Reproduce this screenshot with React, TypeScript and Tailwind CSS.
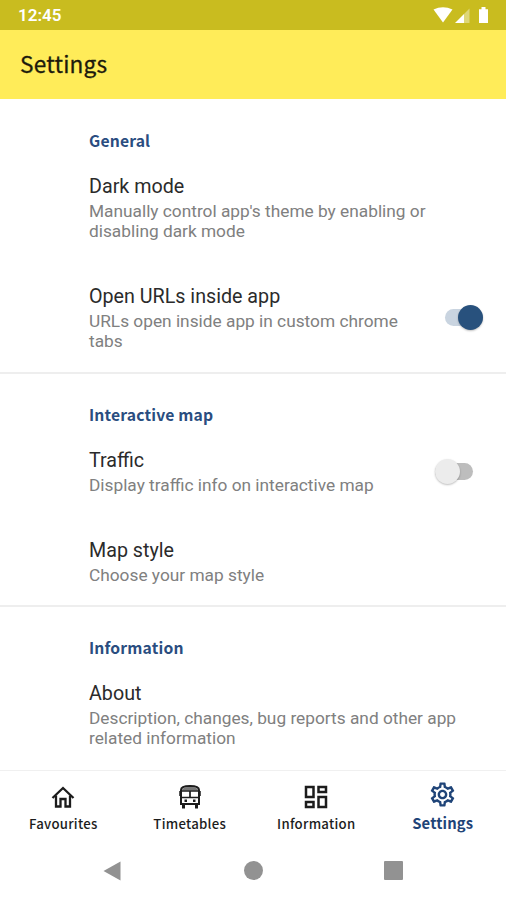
import type { ReactNode } from "react";
import clsx from "clsx";
import { MdOutlineDashboard, MdOutlineSettings } from "react-icons/md";

interface PreferenceProps {
  title: string;
  summary: string[];
  checked?: boolean;
}

interface SectionProps {
  title: string;
  children: ReactNode;
}

function StatusBar() {
  return (
    <div className="flex h-[30px] items-center justify-between bg-[#c9bc1f] pl-[18px] pr-[14px] text-white">
      <span className="pt-[2px] font-['Roboto',sans-serif] text-[17px] font-semibold">12:45</span>
      <svg width="60" height="18" viewBox="0 0 60 18" fill="currentColor">
        <path d="M1.500 3.500Q11 -1 20.500 3.500L11 16.500Z" />
        <path d="M23 17L32 8V17Z" />
        <path d="M32 8L37.500 2.500V17H32Z" opacity="0.4" />
        <path d="M47 3.200h2.500V1h4v2.200H56V17H47Z" />
      </svg>
    </div>
  );
}

function Switch({ checked }: { checked: boolean }) {
  return (
    <div
      className={clsx(
        "flex h-[17px] w-[38px] items-center rounded-full",
        checked ? "justify-end bg-[#c9d4e0]" : "bg-[#bdbdbd]",
      )}
    >
      <div
        className={clsx(
          "size-[25px] shrink-0 rounded-full shadow-[0_1px_2px_rgba(0,0,0,0.25)]",
          checked ? "bg-[#28517d]" : "bg-[#ececec]",
        )}
      />
    </div>
  );
}

function Preference({ title, summary, checked }: PreferenceProps) {
  return (
    <div className="flex items-center justify-between pb-5 pt-6 font-['Roboto',sans-serif]">
      <div>
        <div className="text-[19.7px] leading-[24px] text-[#2b2b2b]">{title}</div>
        <div className="mt-[2px] text-[17.3px] leading-[20px] text-[#808080]">
          {summary.map((line) => (
            <div key={line} className="whitespace-nowrap">
              {line}
            </div>
          ))}
        </div>
      </div>
      {checked !== undefined && (
        <div className={clsx("pb-[2px]", checked ? "mr-[23px]" : "mr-[33px]")}>
          <Switch checked={checked} />
        </div>
      )}
    </div>
  );
}

function Section({ title, children }: SectionProps) {
  return (
    <section className="border-b-2 border-[#eeeeee] pl-[89px] first:pb-px last:border-b-0">
      <h2 className="h-[51px] pt-[29px] font-['Noto_Sans_CJK_SC',sans-serif] text-[15.7px] font-bold leading-[24px] tracking-[0.01em] text-[#2a4d80]">
        {title}
      </h2>
      {children}
    </section>
  );
}

function HomeIcon() {
  return (
    <svg width="24" height="24" viewBox="0 0 24 24" fill="none" stroke="currentColor" strokeWidth="2.300">
      <path d="M1.500 13L12 3L22.500 13" />
      <path d="M5 10.500V21.500H9.500V14H14.500V21.500H19V10.500" />
    </svg>
  );
}

function BusIcon() {
  return (
    <svg width="26" height="26" viewBox="0 0 26 26" fill="none" stroke="currentColor">
      <path d="M4 6Q4 2 13 2Q22 2 22 6V20H4Z" strokeWidth="2" />
      <path d="M5 6.500Q5 3 13 3Q21 3 21 6.500Z" fill="currentColor" stroke="none" opacity="0.6" />
      <path d="M4 7H22M4 13.500H22M13 7V13" strokeWidth="1.700" />
      <path d="M3 7V12M23 7V12" strokeWidth="1.500" />
      <path d="M6.500 20V24.500M19.500 20V24.500" strokeWidth="3" />
      <path d="M7.500 16.800H10M16 16.800H18.500" strokeWidth="2.500" />
    </svg>
  );
}

const tabs = [
  { label: "Favourites", icon: <HomeIcon /> },
  { label: "Timetables", icon: <BusIcon /> },
  { label: "Information", icon: <MdOutlineDashboard size={30} /> },
  { label: "Settings", icon: <MdOutlineSettings size={29} />, active: true },
];

function BottomNav() {
  return (
    <nav className="grid h-[74px] grid-cols-4 border-t border-[#f0f0f0] font-['Noto_Sans_CJK_SC',sans-serif]">
      {tabs.map((tab) => (
        <div
          key={tab.label}
          className={clsx(
            "flex flex-col items-center",
            tab.active ? "pt-[8px] text-[#1f4478]" : "pt-[10px] text-[#1c1c1c]",
          )}
        >
          <div className="flex h-[31px] items-center">{tab.icon}</div>
          <span
            className={clsx(
              "leading-[20px]",
              tab.active
                ? "mt-[3px] text-[14.8px] font-bold tracking-[0.01em]"
                : "mt-[2px] text-[13.2px] font-medium tracking-[0.02em]",
            )}
          >
            {tab.label}
          </span>
        </div>
      ))}
    </nav>
  );
}

function SystemNav() {
  return (
    <div className="flex h-[56px] items-start justify-between pl-[103px] pr-[103px] pt-[17px] text-[#929292]">
      <svg width="20" height="20" viewBox="0 0 20 20" fill="currentColor">
        <path d="M0.500 10L17.500 0.500V19.500Z" />
      </svg>
      <div className="size-[19px] rounded-full bg-current" />
      <div className="size-[19px] rounded-[1px] bg-current" />
    </div>
  );
}

export default function App() {
  return (
    <div className="flex h-[900px] w-[506px] flex-col overflow-hidden bg-white">
      <StatusBar />
      <header className="flex h-[69px] items-center bg-[#ffec59] pb-px pl-[20px]">
        <h1 className="font-['Noto_Sans_CJK_SC',sans-serif] text-[22.6px] font-normal tracking-[0.01em] text-[#1c1a0c] [-webkit-text-stroke:0.3px]">
          Settings
        </h1>
      </header>
      <main className="min-h-0 flex-1 overflow-hidden pt-px">
        <Section title="General">
          <Preference
            title="Dark mode"
            summary={["Manually control app's theme by enabling or", "disabling dark mode"]}
          />
          <Preference
            title="Open URLs inside app"
            summary={["URLs open inside app in custom chrome", "tabs"]}
            checked
          />
        </Section>
        <Section title="Interactive map">
          <Preference
            title="Traffic"
            summary={["Display traffic info on interactive map"]}
            checked={false}
          />
          <Preference title="Map style" summary={["Choose your map style"]} />
        </Section>
        <Section title="Information">
          <Preference
            title="About"
            summary={["Description, changes, bug reports and other app", "related information"]}
          />
        </Section>
      </main>
      <BottomNav />
      <SystemNav />
    </div>
  );
}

----------------

Given problem
In the copy, include no pictures; restate the listing above exactly.

The solution
Reproduce this screenshot with React, TypeScript and Tailwind CSS.
import type { ReactNode } from "react";
import clsx from "clsx";
import { MdOutlineDashboard, MdOutlineSettings } from "react-icons/md";

interface PreferenceProps {
  title: string;
  summary: string[];
  checked?: boolean;
}

interface SectionProps {
  title: string;
  children: ReactNode;
}

function StatusBar() {
  return (
    <div className="flex h-[30px] items-center justify-between bg-[#c9bc1f] pl-[18px] pr-[14px] text-white">
      <span className="pt-[2px] font-['Roboto',sans-serif] text-[17px] font-semibold">12:45</span>
      <svg width="60" height="18" viewBox="0 0 60 18" fill="currentColor">
        <path d="M1.500 3.500Q11 -1 20.500 3.500L11 16.500Z" />
        <path d="M23 17L32 8V17Z" />
        <path d="M32 8L37.500 2.500V17H32Z" opacity="0.4" />
        <path d="M47 3.200h2.500V1h4v2.200H56V17H47Z" />
      </svg>
    </div>
  );
}

function Switch({ checked }: { checked: boolean }) {
  return (
    <div
      className={clsx(
        "flex h-[17px] w-[38px] items-center rounded-full",
        checked ? "justify-end bg-[#c9d4e0]" : "bg-[#bdbdbd]",
      )}
    >
      <div
        className={clsx(
          "size-[25px] shrink-0 rounded-full shadow-[0_1px_2px_rgba(0,0,0,0.25)]",
          checked ? "bg-[#28517d]" : "bg-[#ececec]",
        )}
      />
    </div>
  );
}

function Preference({ title, summary, checked }: PreferenceProps) {
  return (
    <div className="flex items-center justify-between pb-5 pt-6 font-['Roboto',sans-serif]">
      <div>
        <div className="text-[19.7px] leading-[24px] text-[#2b2b2b]">{title}</div>
        <div className="mt-[2px] text-[17.3px] leading-[20px] text-[#808080]">
          {summary.map((line) => (
            <div key={line} className="whitespace-nowrap">
              {line}
            </div>
          ))}
        </div>
      </div>
      {checked !== undefined && (
        <div className={clsx("pb-[2px]", checked ? "mr-[23px]" : "mr-[33px]")}>
          <Switch checked={checked} />
        </div>
      )}
    </div>
  );
}

function Section({ title, children }: SectionProps) {
  return (
    <section className="border-b-2 border-[#eeeeee] pl-[89px] first:pb-px last:border-b-0">
      <h2 className="h-[51px] pt-[29px] font-['Noto_Sans_CJK_SC',sans-serif] text-[15.7px] font-bold leading-[24px] tracking-[0.01em] text-[#2a4d80]">
        {title}
      </h2>
      {children}
    </section>
  );
}

function HomeIcon() {
  return (
    <svg width="24" height="24" viewBox="0 0 24 24" fill="none" stroke="currentColor" strokeWidth="2.300">
      <path d="M1.500 13L12 3L22.500 13" />
      <path d="M5 10.500V21.500H9.500V14H14.500V21.500H19V10.500" />
    </svg>
  );
}

function BusIcon() {
  return (
    <svg width="26" height="26" viewBox="0 0 26 26" fill="none" stroke="currentColor">
      <path d="M4 6Q4 2 13 2Q22 2 22 6V20H4Z" strokeWidth="2" />
      <path d="M5 6.500Q5 3 13 3Q21 3 21 6.500Z" fill="currentColor" stroke="none" opacity="0.6" />
      <path d="M4 7H22M4 13.500H22M13 7V13" strokeWidth="1.700" />
      <path d="M3 7V12M23 7V12" strokeWidth="1.500" />
      <path d="M6.500 20V24.500M19.500 20V24.500" strokeWidth="3" />
      <path d="M7.500 16.800H10M16 16.800H18.500" strokeWidth="2.500" />
    </svg>
  );
}

const tabs = [
  { label: "Favourites", icon: <HomeIcon /> },
  { label: "Timetables", icon: <BusIcon /> },
  { label: "Information", icon: <MdOutlineDashboard size={30} /> },
  { label: "Settings", icon: <MdOutlineSettings size={29} />, active: true },
];

function BottomNav() {
  return (
    <nav className="grid h-[74px] grid-cols-4 border-t border-[#f0f0f0] font-['Noto_Sans_CJK_SC',sans-serif]">
      {tabs.map((tab) => (
        <div
          key={tab.label}
          className={clsx(
            "flex flex-col items-center",
            tab.active ? "pt-[8px] text-[#1f4478]" : "pt-[10px] text-[#1c1c1c]",
          )}
        >
          <div className="flex h-[31px] items-center">{tab.icon}</div>
          <span
            className={clsx(
              "leading-[20px]",
              tab.active
                ? "mt-[3px] text-[14.8px] font-bold tracking-[0.01em]"
                : "mt-[2px] text-[13.2px] font-medium tracking-[0.02em]",
            )}
          >
            {tab.label}
          </span>
        </div>
      ))}
    </nav>
  );
}

function SystemNav() {
  return (
    <div className="flex h-[56px] items-start justify-between pl-[103px] pr-[103px] pt-[17px] text-[#929292]">
      <svg width="20" height="20" viewBox="0 0 20 20" fill="currentColor">
        <path d="M0.500 10L17.500 0.500V19.500Z" />
      </svg>
      <div className="size-[19px] rounded-full bg-current" />
      <div className="size-[19px] rounded-[1px] bg-current" />
    </div>
  );
}

export default function App() {
  return (
    <div className="flex h-[900px] w-[506px] flex-col overflow-hidden bg-white">
      <StatusBar />
      <header className="flex h-[69px] items-center bg-[#ffec59] pb-px pl-[20px]">
        <h1 className="font-['Noto_Sans_CJK_SC',sans-serif] text-[22.6px] font-normal tracking-[0.01em] text-[#1c1a0c] [-webkit-text-stroke:0.3px]">
          Settings
        </h1>
      </header>
      <main className="min-h-0 flex-1 overflow-hidden pt-px">
        <Section title="General">
          <Preference
            title="Dark mode"
            summary={["Manually control app's theme by enabling or", "disabling dark mode"]}
          />
          <Preference
            title="Open URLs inside app"
            summary={["URLs open inside app in custom chrome", "tabs"]}
            checked
          />
        </Section>
        <Section title="Interactive map">
          <Preference
            title="Traffic"
            summary={["Display traffic info on interactive map"]}
            checked={false}
          />
          <Preference title="Map style" summary={["Choose your map style"]} />
        </Section>
        <Section title="Information">
          <Preference
            title="About"
            summary={["Description, changes, bug reports and other app", "related information"]}
          />
        </Section>
      </main>
      <BottomNav />
      <SystemNav />
    </div>
  );
}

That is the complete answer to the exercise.